* Exercise objective *
Transcribe the material exactly. Images do not belong in the copy.

-- BEGIN Available data --

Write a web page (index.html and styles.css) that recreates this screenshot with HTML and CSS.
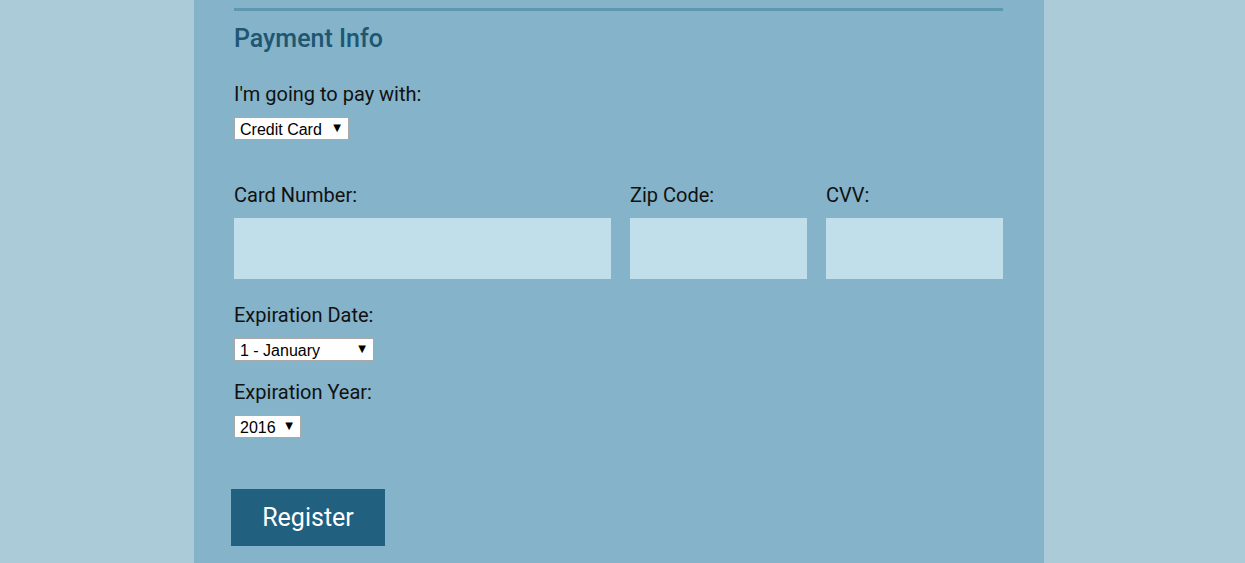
FILE: index.html
```html
<!DOCTYPE html>
<html>
<head>
<meta charset="utf-8">
<link rel="stylesheet" href="styles.css">
</head>
<body>
<div class="page">
  <form class="form">
    <section class="section">
      <h2 class="section-title">Payment Info</h2>
      <div class="field field-pay">
        <label class="label" for="payment">I'm going to pay with:</label>
        <div class="select-wrap sel-pay">
          <select id="payment" class="select">
            <option>Credit Card</option>
            <option>PayPal</option>
            <option>Bitcoin</option>
          </select>
          <span class="arrow">&#9660;</span>
        </div>
      </div>

      <div class="card-row">
        <div class="field col-num">
          <label class="label" for="cc-num">Card Number:</label>
          <input id="cc-num" class="input" type="text">
        </div>
        <div class="field col-small">
          <label class="label" for="zip">Zip Code:</label>
          <input id="zip" class="input" type="text">
        </div>
        <div class="field col-small">
          <label class="label" for="cvv">CVV:</label>
          <input id="cvv" class="input" type="text">
        </div>
      </div>

      <div class="field field-exp">
        <label class="label" for="exp-month">Expiration Date:</label>
        <div class="select-wrap sel-month">
          <select id="exp-month" class="select">
            <option>1 - January</option>
          </select>
          <span class="arrow">&#9660;</span>
        </div>
      </div>

      <div class="field field-year">
        <label class="label" for="exp-year">Expiration Year:</label>
        <div class="select-wrap sel-year">
          <select id="exp-year" class="select">
            <option>2016</option>
          </select>
          <span class="arrow">&#9660;</span>
        </div>
      </div>
    </section>

    <button type="button" class="btn">Register</button>
  </form>
</div>
</body>
</html>
```

FILE: styles.css
```css
html, body {
  margin: 0;
  padding: 0;
}
body {
  background: #abcbd8;
  font-family: Roboto, "Liberation Sans", Arial, sans-serif;
  color: #111;
  height: 563px;
  overflow: hidden;
  padding-right: 7px;
}
.page {
  width: 850px;
  margin: 0 auto;
  background: #84b3ca;
  min-height: 563px;
  box-sizing: border-box;
  padding: 8px 41px 0 40px;
}
.form {
  display: flex;
  flex-direction: column;
  align-items: flex-start;
}
.section {
  width: 100%;
  border-top: 3px solid #5e97b0;
}
.section-title {
  margin: 13px 0 0;
  font-size: 25px;
  line-height: 30px;
  font-weight: 500;
  color: #1f5671;
}
.field {
  display: flex;
  flex-direction: column;
  align-items: flex-start;
}
.label {
  display: block;
  font-size: 20px;
  line-height: 24px;
  margin-bottom: 11px;
}
.field-pay {
  margin-top: 28px;
}
.select-wrap {
  position: relative;
  height: 23px;
}
.select {
  appearance: none;
  -webkit-appearance: none;
  width: 100%;
  height: 23px;
  box-sizing: border-box;
  margin: 0;
  border: 1px solid #a9a9a9;
  border-radius: 0;
  background: #fff;
  font-family: "Liberation Sans", Arial, sans-serif;
  font-size: 16px;
  color: #000;
  padding: 1px 0 0 5px;
  outline: none;
}
.arrow {
  position: absolute;
  right: 8px;
  top: 6px;
  font-size: 10px;
  line-height: 10px;
  color: #000;
  font-family: "DejaVu Sans", sans-serif;
  pointer-events: none;
}
.sel-pay { width: 115px; }
.sel-month { width: 140px; }
.sel-year { width: 67px; }

.card-row {
  display: flex;
  gap: 19px;
  margin-top: 43px;
}
.col-num { width: 377px; }
.col-small { width: 177px; }
.input {
  width: 100%;
  height: 61px;
  box-sizing: border-box;
  border: 0;
  margin: 0;
  background: #c1dfea;
  outline: none;
}
.field-exp {
  margin-top: 24px;
}
.field-year {
  margin-top: 19px;
}
.btn {
  margin: 51px 0 0 -3px;
  width: 154px;
  height: 57px;
  border: 0;
  background: #22607f;
  color: #fff;
  font-family: Roboto, "Liberation Sans", Arial, sans-serif;
  font-size: 25px;
  padding: 0;
  cursor: pointer;
}
```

-- END Available data --

* Exercise result *
Write a web page (index.html and styles.css) that recreates this screenshot with HTML and CSS.
FILE: index.html
```html
<!DOCTYPE html>
<html>
<head>
<meta charset="utf-8">
<link rel="stylesheet" href="styles.css">
</head>
<body>
<div class="page">
  <form class="form">
    <section class="section">
      <h2 class="section-title">Payment Info</h2>
      <div class="field field-pay">
        <label class="label" for="payment">I'm going to pay with:</label>
        <div class="select-wrap sel-pay">
          <select id="payment" class="select">
            <option>Credit Card</option>
            <option>PayPal</option>
            <option>Bitcoin</option>
          </select>
          <span class="arrow">&#9660;</span>
        </div>
      </div>

      <div class="card-row">
        <div class="field col-num">
          <label class="label" for="cc-num">Card Number:</label>
          <input id="cc-num" class="input" type="text">
        </div>
        <div class="field col-small">
          <label class="label" for="zip">Zip Code:</label>
          <input id="zip" class="input" type="text">
        </div>
        <div class="field col-small">
          <label class="label" for="cvv">CVV:</label>
          <input id="cvv" class="input" type="text">
        </div>
      </div>

      <div class="field field-exp">
        <label class="label" for="exp-month">Expiration Date:</label>
        <div class="select-wrap sel-month">
          <select id="exp-month" class="select">
            <option>1 - January</option>
          </select>
          <span class="arrow">&#9660;</span>
        </div>
      </div>

      <div class="field field-year">
        <label class="label" for="exp-year">Expiration Year:</label>
        <div class="select-wrap sel-year">
          <select id="exp-year" class="select">
            <option>2016</option>
          </select>
          <span class="arrow">&#9660;</span>
        </div>
      </div>
    </section>

    <button type="button" class="btn">Register</button>
  </form>
</div>
</body>
</html>
```

FILE: styles.css
```css
html, body {
  margin: 0;
  padding: 0;
}
body {
  background: #abcbd8;
  font-family: Roboto, "Liberation Sans", Arial, sans-serif;
  color: #111;
  height: 563px;
  overflow: hidden;
  padding-right: 7px;
}
.page {
  width: 850px;
  margin: 0 auto;
  background: #84b3ca;
  min-height: 563px;
  box-sizing: border-box;
  padding: 8px 41px 0 40px;
}
.form {
  display: flex;
  flex-direction: column;
  align-items: flex-start;
}
.section {
  width: 100%;
  border-top: 3px solid #5e97b0;
}
.section-title {
  margin: 13px 0 0;
  font-size: 25px;
  line-height: 30px;
  font-weight: 500;
  color: #1f5671;
}
.field {
  display: flex;
  flex-direction: column;
  align-items: flex-start;
}
.label {
  display: block;
  font-size: 20px;
  line-height: 24px;
  margin-bottom: 11px;
}
.field-pay {
  margin-top: 28px;
}
.select-wrap {
  position: relative;
  height: 23px;
}
.select {
  appearance: none;
  -webkit-appearance: none;
  width: 100%;
  height: 23px;
  box-sizing: border-box;
  margin: 0;
  border: 1px solid #a9a9a9;
  border-radius: 0;
  background: #fff;
  font-family: "Liberation Sans", Arial, sans-serif;
  font-size: 16px;
  color: #000;
  padding: 1px 0 0 5px;
  outline: none;
}
.arrow {
  position: absolute;
  right: 8px;
  top: 6px;
  font-size: 10px;
  line-height: 10px;
  color: #000;
  font-family: "DejaVu Sans", sans-serif;
  pointer-events: none;
}
.sel-pay { width: 115px; }
.sel-month { width: 140px; }
.sel-year { width: 67px; }

.card-row {
  display: flex;
  gap: 19px;
  margin-top: 43px;
}
.col-num { width: 377px; }
.col-small { width: 177px; }
.input {
  width: 100%;
  height: 61px;
  box-sizing: border-box;
  border: 0;
  margin: 0;
  background: #c1dfea;
  outline: none;
}
.field-exp {
  margin-top: 24px;
}
.field-year {
  margin-top: 19px;
}
.btn {
  margin: 51px 0 0 -3px;
  width: 154px;
  height: 57px;
  border: 0;
  background: #22607f;
  color: #fff;
  font-family: Roboto, "Liberation Sans", Arial, sans-serif;
  font-size: 25px;
  padding: 0;
  cursor: pointer;
}
```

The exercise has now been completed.